In most of the motorcycle carbs I have dealt with over the years the common thread is the following.  The pilot jet and the throttle slide cutaway take care of the 0 to 1/4 throttle range of operation.  The needle jet and the jet needle take care of the 1/4 to 3/4 portions of throttle opening and the main jet takes care of the 3/4 to wide open throttle (WOT) operation.  These are not hard and fast lines, there are overlaps between each zone, but this will get you pretty close to figuring out what is wrong.

The second thing to remember is that "bogging or stumbling" can be caused by either an overly lean air/fuel mixture as well as on overly rich air/fuel mixture.  You have to look at the sparke plug to see which is which.
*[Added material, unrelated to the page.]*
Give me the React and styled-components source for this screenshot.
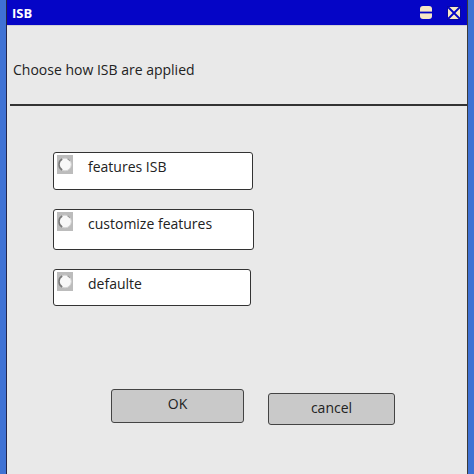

So lets start with step one.  Start the bike up using the enriching circuit if necessary and let it warm up until it will idle without the enriching circuit.  Then let it idle for three minutes or so and kill it with the kill switch or the ignition switch.  Pull the spark plug and look at the color of the ceramic surrounding the center electrode.  If it is light to medium brown then the idling circuits of the carb are working properly.  If it is white the engine is not getting enough fuel.  It it is black the engine is getting too much fuel.  We will continue this discussion after you check this out.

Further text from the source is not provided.